Non può non concludersi che anche per questa ipotesi sarà necessario riavviare un nuovo procedimento garantendo a tutti i soci una corretta informativa pre-assembleare.
(Segue) La deliberazione di riduzione del capitale sociale ex art. 2445 c.c.
Quanto, infine, alla riduzione del capitale volontaria ex art. 2445 c.c., le problematiche rilevate nella speculare ipotesi di deliberazione assunta prima dell'approvazione del progetto possono, ad avviso di chi scrive, riproporsi quasi integralmente.
Vale infatti tutto quanto detto in relazione sia alla posizione dei creditori sociali sia alla posizione dei soci, alla luce del portato dell'art. 2502, comma 2 c.c., sia all'effetto preclusivo alla prosecuzione dell'iter procedimentale se alla riduzione del capitale ex art. 2445 c.c., si procede mediante liberazione dei soci stesso dall'obbligo dei versamenti ancora dovuti o con rimborso ad essi del capitale.

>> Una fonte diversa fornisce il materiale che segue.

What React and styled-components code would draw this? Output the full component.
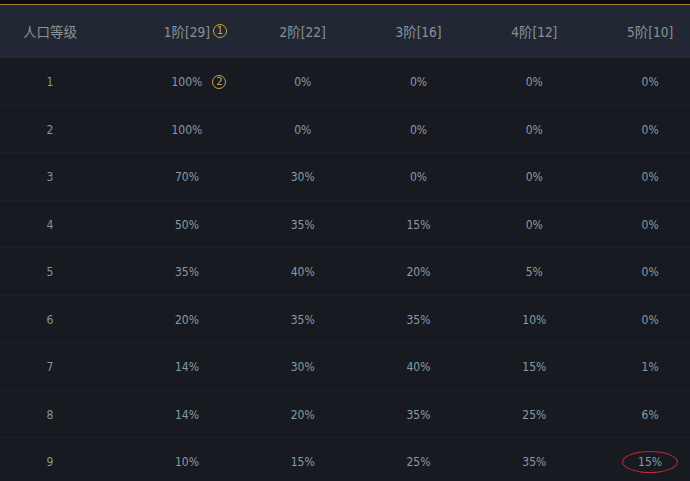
import React from 'react';
import styled, { createGlobalStyle } from 'styled-components';

const GlobalStyle = createGlobalStyle`
  body {
    margin: 0;
    padding: 0;
    background-color: #171a21;
    font-family: 'Liberation Sans Narrow', 'DejaVu Sans Condensed', 'Noto Sans CJK SC', sans-serif;
  }
`;

const Page = styled.div`
  width: 690px;
  height: 481px;
  overflow: hidden;
  background-color: #171a21;
  border-top: 4px solid #0b0c0f;
`;

const Table = styled.div`
  width: 708px;
  display: flex;
  flex-direction: column;
`;

const Row = styled.div`
  display: grid;
  grid-template-columns: 129px repeat(5, 115.8px);
  align-items: center;
  box-sizing: border-box;
  height: ${(p) => (p.$head ? '54px' : '47.5px')};
  background-color: ${(p) => (p.$head ? '#212833' : '#171a21')};
  border-top: 1px solid ${(p) => (p.$head ? '#a27b2c' : 'transparent')};
  border-bottom: 1px solid ${(p) => (p.$head ? '#212833' : '#1c2028')};
`;

const Cell = styled.div`
  position: relative;
  text-align: center;
  padding-right: ${(p) => (p.$first ? '29px' : '0')};
  padding-top: ${(p) => (p.$head ? '0' : '1px')};
  font-size: ${(p) => (p.$head ? '13.5px' : '12px')};
  color: ${(p) => (p.$head ? '#89929a' : p.$first ? '#8a948e' : '#8a9aa4')};
`;

const Text = styled.span`
  position: relative;
  display: inline-block;
`;

const Mark = styled.span`
  position: absolute;
  left: calc(100% + ${(p) => p.$gap}px);
  top: 50%;
  transform: translateY(-50%);
  width: 14px;
  height: 14px;
  box-sizing: border-box;
  border: 1.3px solid #c9a447;
  border-radius: 50%;
  color: #c9a447;
  font-size: 10px;
  line-height: 12px;
  text-align: center;
  font-family: 'DejaVu Sans', sans-serif;
`;

const Ring = styled.span`
  position: absolute;
  left: 50%;
  top: 50%;
  width: 56px;
  height: 22px;
  transform: translate(-50%, -50%);
  border: 1.3px solid #c3262d;
  border-radius: 50%;
  box-sizing: border-box;
`;

const heads = ['人口等级', '1阶[29]', '2阶[22]', '3阶[16]', '4阶[12]', '5阶[10]'];

const data = [
  ['100%', '0%', '0%', '0%', '0%'],
  ['100%', '0%', '0%', '0%', '0%'],
  ['70%', '30%', '0%', '0%', '0%'],
  ['50%', '35%', '15%', '0%', '0%'],
  ['35%', '40%', '20%', '5%', '0%'],
  ['20%', '35%', '35%', '10%', '0%'],
  ['14%', '30%', '40%', '15%', '1%'],
  ['14%', '20%', '35%', '25%', '6%'],
  ['10%', '15%', '25%', '35%', '15%'],
];

function App() {
  return (
    <>
      <GlobalStyle />
      <Page>
        <Table>
          <Row $head>
            {heads.map((h, i) => (
              <Cell key={h} $head $first={i === 0}>
                <Text>
                  {h}
                  {i === 1 && <Mark $gap={3}>1</Mark>}
                </Text>
              </Cell>
            ))}
          </Row>
          {data.map((vals, r) => (
            <Row key={r}>
              <Cell $first>{r + 1}</Cell>
              {vals.map((v, c) => (
                <Cell key={c}>
                  <Text>
                    {v}
                    {r === 0 && c === 0 && <Mark $gap={10}>2</Mark>}
                    {r === 8 && c === 4 && <Ring />}
                  </Text>
                </Cell>
              ))}
            </Row>
          ))}
        </Table>
      </Page>
    </>
  );
}

export default App;
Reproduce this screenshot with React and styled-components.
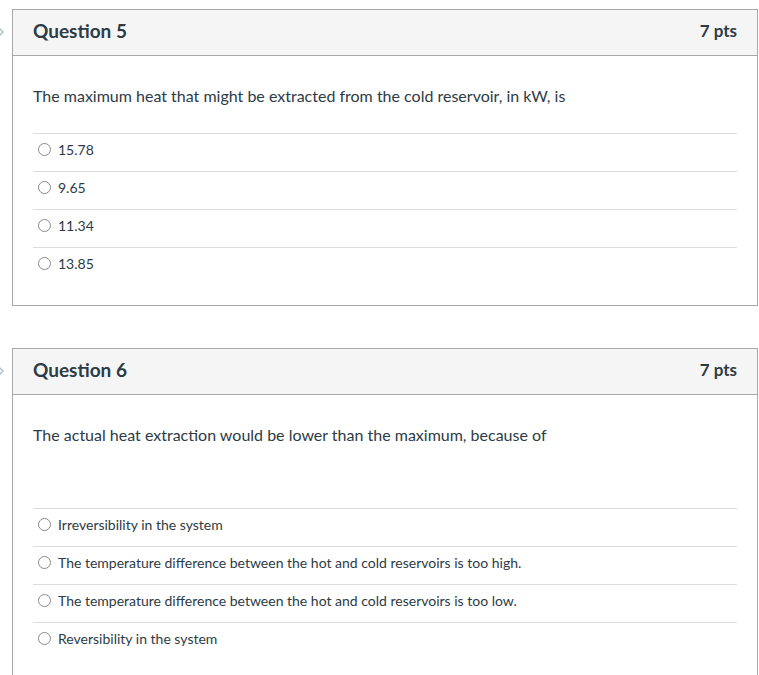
import React from 'react';
import styled, { createGlobalStyle } from 'styled-components';

const GlobalStyle = createGlobalStyle`
  html, body {
    margin: 0;
    padding: 0;
    background: #fff;
    font-family: Lato, "Noto Sans", "Liberation Sans", sans-serif;
    color: #2d3b45;
  }
`;

const Page = styled.div`
  padding: 9px 1px 0 12px;
  height: 675px;
  overflow: hidden;
  box-sizing: border-box;
`;

const Card = styled.div`
  position: relative;
  border: 1px solid #a8a8a8;
  margin-bottom: 42px;
`;

const Flag = styled.svg`
  position: absolute;
  left: -16px;
  top: 16px;
`;

const Header = styled.div`
  display: flex;
  align-items: center;
  justify-content: space-between;
  height: 46px;
  box-sizing: border-box;
  padding: 0 20px 5px;
  background: #f5f5f5;
  border-bottom: 1px solid #a8a8a8;
`;

const Title = styled.h2`
  margin: 0;
  font-size: 19px;
  font-weight: 700;
  color: #2d3b45;
`;

const Points = styled.span`
  font-size: 17px;
  font-weight: 700;
  color: #2d3b45;
`;

const Body = styled.div`
  padding: 28px 20px 20px;
`;

const Prompt = styled.p`
  margin: 0 0 ${p => 25 + (p.$extra || 0)}px;
  font-size: 16px;
  line-height: 24px;
`;

const Answers = styled.div`
  display: flex;
  flex-direction: column;
`;

const Answer = styled.label`
  display: flex;
  align-items: center;
  gap: 7px;
  height: 38px;
  box-sizing: border-box;
  padding: 0 0 6px 5px;
  border-top: 1px solid #dcdcdc;
  font-size: 14px;
  color: #2d3b45;
`;

const Radio = styled.span`
  width: 11px;
  height: 11px;
  border: 1px solid #8a8a8a;
  border-radius: 50%;
  background: #fff;
  flex: none;
`;

const questions = [
  {
    n: 5,
    pts: 7,
    prompt: 'The maximum heat that might be extracted from the cold reservoir, in kW, is',
    answers: ['15.78', '9.65', '11.34', '13.85'],
  },
  {
    n: 6,
    pts: 7,
    extra: 36,
    prompt: 'The actual heat extraction would be lower than the maximum, because of',
    answers: [
      'Irreversibility in the system',
      'The temperature difference between the hot and cold reservoirs is too high.',
      'The temperature difference between the hot and cold reservoirs is too low.',
      'Reversibility in the system',
    ],
  },
];

const App = () => (
  <Page>
    <GlobalStyle />
    {questions.map(q => (
      <Card key={q.n}>
        <Flag width="10" height="12" viewBox="0 0 10 12">
          <path d="M2 2 L6 6 L2 10" fill="none" stroke="#a9bccc" strokeWidth="1.3" />
        </Flag>
        <Header>
          <Title>Question {q.n}</Title>
          <Points>{q.pts} pts</Points>
        </Header>
        <Body>
          <Prompt $extra={q.extra}>{q.prompt}</Prompt>
          <Answers>
            {q.answers.map(a => (
              <Answer key={a}>
                <Radio />
                {a}
              </Answer>
            ))}
          </Answers>
        </Body>
      </Card>
    ))}
  </Page>
);

export default App;
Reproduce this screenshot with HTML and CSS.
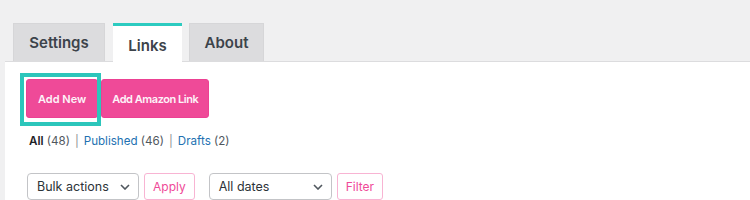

Ancora una volta, invece, si deve ritenere possibile che alla riduzione ex art. 2445 c.c. si proceda appostando a riserva la porzione di capitale ridotta, non procedendo quindi al decremento del patrimonio della società che riduce il suo capitale, ma rendendo l'operazione meramente nominale. In tale ipotesi potrebbe poi farsi il medesimo discorso proposto nel caso di aumento del capitale gratuito; infatti procedendo all'adeguamento aritmetico del rapporto di cambio, se il capitale post-fusione risulterà modificato rispetto all'ammontare determinato del progetto, la delibera da parte delle altre società partecipanti di assenso alla modifica sarà dovuta concretandosi anche una modifica del progetto, se viceversa il capitale post-fusione risultasse inalterato (peraltro ipotesi plausibile ritenendo che sia stato fissato a cifra uguale o superiore al capitale della società incorporante) nessuna modifica sarà apportata al progetto di fusione e della delibera di assenso delle società partecipanti si potrebbe fare a meno. Come sopra detto, infatti, le altre società partecipanti in assenza di modifica del progetto o dello statuto post-fusione (l'unico elemento di novità sarebbe rappresentato dall'adeguamento del rapporto di cambio) al momento in cui sarà efficace la fusione non si registrerà nessuna modifica rispetto al programma originariamente stabilito.